Check every line of the entries that follow, and copy the ones containing "with".

****************

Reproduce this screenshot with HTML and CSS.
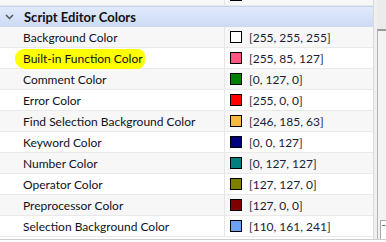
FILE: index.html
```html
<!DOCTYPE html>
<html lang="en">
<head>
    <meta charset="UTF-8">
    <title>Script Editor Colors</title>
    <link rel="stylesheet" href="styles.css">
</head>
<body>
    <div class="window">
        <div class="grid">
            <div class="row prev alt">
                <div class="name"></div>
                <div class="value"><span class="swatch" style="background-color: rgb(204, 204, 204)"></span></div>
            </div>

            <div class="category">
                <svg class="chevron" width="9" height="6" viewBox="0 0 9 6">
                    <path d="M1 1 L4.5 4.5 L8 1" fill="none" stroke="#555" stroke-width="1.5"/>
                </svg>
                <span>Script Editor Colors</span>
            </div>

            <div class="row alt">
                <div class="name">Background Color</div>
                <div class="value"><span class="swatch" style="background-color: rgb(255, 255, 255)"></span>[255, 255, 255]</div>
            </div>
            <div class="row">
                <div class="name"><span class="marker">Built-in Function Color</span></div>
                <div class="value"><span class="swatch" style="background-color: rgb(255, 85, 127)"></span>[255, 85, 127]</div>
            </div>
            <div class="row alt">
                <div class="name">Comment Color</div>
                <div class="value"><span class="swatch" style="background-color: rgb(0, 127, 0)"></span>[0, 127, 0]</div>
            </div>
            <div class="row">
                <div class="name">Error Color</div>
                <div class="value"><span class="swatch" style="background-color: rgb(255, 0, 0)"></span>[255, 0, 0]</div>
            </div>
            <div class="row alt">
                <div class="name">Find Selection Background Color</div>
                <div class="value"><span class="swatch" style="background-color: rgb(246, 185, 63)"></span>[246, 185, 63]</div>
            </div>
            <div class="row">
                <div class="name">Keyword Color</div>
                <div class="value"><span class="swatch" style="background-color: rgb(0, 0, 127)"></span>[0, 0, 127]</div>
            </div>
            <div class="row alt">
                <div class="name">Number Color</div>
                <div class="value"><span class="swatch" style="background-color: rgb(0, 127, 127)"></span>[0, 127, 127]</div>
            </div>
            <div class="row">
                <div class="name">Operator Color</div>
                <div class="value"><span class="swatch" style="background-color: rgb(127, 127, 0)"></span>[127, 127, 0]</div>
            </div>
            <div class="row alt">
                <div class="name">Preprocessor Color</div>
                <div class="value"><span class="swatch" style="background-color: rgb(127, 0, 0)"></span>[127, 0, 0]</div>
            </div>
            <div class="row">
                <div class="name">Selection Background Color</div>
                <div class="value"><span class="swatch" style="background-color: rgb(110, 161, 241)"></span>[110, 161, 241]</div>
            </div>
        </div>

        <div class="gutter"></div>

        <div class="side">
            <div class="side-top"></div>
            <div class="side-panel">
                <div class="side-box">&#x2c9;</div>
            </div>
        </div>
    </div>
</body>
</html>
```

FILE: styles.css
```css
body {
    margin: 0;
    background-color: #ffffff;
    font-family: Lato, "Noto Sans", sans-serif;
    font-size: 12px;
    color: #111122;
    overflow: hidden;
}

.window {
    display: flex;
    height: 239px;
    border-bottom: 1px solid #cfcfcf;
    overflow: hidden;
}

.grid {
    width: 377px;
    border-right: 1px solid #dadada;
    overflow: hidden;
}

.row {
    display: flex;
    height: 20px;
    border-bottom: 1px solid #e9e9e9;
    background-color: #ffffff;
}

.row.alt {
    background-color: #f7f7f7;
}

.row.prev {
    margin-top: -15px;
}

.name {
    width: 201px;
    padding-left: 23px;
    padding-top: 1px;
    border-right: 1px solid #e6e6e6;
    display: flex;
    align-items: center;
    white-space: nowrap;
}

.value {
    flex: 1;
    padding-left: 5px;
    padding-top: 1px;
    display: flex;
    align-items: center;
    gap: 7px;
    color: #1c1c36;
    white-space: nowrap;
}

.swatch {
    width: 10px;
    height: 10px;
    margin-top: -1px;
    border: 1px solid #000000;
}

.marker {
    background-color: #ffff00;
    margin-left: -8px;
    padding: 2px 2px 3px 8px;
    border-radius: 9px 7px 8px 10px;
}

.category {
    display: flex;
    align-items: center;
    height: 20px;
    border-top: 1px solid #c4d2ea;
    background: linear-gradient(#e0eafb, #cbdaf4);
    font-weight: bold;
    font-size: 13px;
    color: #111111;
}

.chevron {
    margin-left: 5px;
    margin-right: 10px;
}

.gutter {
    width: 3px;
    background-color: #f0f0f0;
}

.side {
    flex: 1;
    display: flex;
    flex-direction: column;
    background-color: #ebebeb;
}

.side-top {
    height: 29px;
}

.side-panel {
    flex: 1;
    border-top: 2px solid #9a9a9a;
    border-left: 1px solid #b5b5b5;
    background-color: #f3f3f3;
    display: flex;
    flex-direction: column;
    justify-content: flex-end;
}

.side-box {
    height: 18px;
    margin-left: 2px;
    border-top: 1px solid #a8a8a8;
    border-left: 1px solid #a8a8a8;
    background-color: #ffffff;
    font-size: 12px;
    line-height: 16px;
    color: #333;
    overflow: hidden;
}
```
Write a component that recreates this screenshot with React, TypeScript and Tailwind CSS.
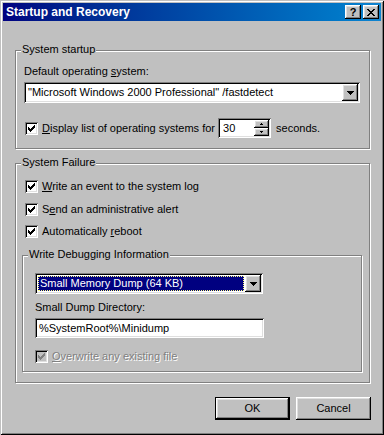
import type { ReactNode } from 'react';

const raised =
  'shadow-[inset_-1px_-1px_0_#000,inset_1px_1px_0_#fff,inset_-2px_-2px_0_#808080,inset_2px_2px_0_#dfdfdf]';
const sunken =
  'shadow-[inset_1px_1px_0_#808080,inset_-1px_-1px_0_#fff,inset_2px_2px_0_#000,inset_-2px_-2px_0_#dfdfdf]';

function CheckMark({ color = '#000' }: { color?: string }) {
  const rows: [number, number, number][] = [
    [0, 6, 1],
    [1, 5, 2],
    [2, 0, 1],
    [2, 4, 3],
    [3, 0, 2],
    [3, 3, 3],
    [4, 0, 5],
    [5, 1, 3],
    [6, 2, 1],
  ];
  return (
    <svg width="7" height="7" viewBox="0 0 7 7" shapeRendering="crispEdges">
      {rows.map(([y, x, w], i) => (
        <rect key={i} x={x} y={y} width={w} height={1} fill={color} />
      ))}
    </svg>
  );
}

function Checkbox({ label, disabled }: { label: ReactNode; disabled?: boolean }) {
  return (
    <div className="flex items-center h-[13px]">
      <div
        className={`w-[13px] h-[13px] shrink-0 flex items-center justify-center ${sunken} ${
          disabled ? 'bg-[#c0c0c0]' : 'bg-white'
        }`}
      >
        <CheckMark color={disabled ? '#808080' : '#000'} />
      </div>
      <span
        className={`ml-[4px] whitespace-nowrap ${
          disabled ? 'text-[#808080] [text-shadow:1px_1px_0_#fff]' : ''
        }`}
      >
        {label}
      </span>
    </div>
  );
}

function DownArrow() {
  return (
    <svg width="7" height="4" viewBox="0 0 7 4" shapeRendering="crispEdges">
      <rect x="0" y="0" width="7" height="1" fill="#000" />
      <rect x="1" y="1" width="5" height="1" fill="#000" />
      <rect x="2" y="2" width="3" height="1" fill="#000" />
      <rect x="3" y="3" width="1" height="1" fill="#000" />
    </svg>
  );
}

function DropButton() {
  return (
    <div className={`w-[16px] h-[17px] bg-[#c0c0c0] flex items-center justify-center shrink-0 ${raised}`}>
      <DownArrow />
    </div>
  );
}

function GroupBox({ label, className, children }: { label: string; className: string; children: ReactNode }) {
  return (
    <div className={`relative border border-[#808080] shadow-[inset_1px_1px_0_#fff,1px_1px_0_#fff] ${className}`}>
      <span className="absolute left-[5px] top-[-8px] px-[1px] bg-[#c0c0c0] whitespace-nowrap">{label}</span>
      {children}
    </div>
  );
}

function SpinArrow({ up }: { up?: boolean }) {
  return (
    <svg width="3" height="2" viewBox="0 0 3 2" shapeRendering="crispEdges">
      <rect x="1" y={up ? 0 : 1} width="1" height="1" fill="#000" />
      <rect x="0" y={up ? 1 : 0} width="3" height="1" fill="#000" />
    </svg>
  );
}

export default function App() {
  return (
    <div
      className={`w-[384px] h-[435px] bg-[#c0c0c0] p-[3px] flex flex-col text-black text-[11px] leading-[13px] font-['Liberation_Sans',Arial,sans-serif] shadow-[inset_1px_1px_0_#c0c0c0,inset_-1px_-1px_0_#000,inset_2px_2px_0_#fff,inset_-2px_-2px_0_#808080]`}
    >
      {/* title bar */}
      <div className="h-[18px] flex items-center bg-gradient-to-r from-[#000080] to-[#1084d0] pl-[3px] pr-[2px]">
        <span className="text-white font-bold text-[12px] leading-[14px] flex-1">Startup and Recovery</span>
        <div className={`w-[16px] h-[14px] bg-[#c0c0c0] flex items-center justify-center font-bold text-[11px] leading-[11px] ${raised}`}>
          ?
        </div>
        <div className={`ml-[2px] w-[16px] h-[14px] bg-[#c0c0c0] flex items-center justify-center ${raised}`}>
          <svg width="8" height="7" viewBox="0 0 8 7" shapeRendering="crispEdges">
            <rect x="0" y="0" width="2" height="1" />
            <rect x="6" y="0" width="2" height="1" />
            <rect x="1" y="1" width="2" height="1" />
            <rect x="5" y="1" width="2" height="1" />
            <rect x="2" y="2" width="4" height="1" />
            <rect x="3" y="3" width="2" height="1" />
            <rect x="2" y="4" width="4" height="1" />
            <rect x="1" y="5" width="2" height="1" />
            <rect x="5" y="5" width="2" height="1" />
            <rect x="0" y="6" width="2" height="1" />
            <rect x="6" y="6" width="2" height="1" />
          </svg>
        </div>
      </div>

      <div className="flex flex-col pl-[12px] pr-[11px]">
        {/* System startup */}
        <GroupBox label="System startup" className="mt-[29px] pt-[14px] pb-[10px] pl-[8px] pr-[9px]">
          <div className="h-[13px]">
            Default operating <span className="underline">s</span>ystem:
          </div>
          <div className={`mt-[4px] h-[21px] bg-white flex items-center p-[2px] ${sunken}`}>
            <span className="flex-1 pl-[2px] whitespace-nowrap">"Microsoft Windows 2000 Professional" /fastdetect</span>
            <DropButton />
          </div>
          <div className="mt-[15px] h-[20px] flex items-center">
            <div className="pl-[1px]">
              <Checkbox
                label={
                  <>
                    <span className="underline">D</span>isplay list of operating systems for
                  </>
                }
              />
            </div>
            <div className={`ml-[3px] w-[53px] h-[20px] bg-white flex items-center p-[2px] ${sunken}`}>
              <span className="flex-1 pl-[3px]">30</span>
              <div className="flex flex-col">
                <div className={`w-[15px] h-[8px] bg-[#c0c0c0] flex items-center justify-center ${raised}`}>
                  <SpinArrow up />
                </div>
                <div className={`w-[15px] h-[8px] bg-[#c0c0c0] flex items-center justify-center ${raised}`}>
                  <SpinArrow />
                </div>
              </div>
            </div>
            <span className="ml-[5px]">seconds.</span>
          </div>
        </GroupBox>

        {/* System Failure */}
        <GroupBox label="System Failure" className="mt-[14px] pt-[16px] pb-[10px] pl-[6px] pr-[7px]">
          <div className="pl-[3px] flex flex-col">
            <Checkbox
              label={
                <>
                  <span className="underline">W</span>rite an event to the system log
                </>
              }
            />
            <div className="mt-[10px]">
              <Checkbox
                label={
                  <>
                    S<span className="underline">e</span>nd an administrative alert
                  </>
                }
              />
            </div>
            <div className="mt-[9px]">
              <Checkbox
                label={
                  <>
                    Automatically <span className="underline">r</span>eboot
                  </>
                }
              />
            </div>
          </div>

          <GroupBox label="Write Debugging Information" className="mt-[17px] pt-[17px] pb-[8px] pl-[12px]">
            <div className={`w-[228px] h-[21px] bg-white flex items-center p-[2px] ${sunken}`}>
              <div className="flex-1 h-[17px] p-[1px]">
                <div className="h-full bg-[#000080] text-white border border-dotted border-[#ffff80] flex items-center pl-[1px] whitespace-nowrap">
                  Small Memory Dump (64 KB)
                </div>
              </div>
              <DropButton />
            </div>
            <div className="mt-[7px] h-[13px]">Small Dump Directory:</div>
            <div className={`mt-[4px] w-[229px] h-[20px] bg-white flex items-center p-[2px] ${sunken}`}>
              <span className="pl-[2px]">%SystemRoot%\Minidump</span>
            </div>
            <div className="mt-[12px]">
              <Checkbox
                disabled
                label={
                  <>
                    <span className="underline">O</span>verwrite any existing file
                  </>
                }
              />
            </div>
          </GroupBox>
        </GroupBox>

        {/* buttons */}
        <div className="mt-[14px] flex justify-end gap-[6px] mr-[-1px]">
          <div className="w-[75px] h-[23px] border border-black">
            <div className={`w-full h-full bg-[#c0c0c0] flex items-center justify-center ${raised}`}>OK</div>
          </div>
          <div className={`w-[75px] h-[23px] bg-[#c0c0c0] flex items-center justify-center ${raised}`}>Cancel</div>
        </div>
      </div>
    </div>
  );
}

****************

• _Worked solution_:
Reproduce this screenshot with HTML and CSS.
Write a component that recreates this screenshot with React, TypeScript and Tailwind CSS.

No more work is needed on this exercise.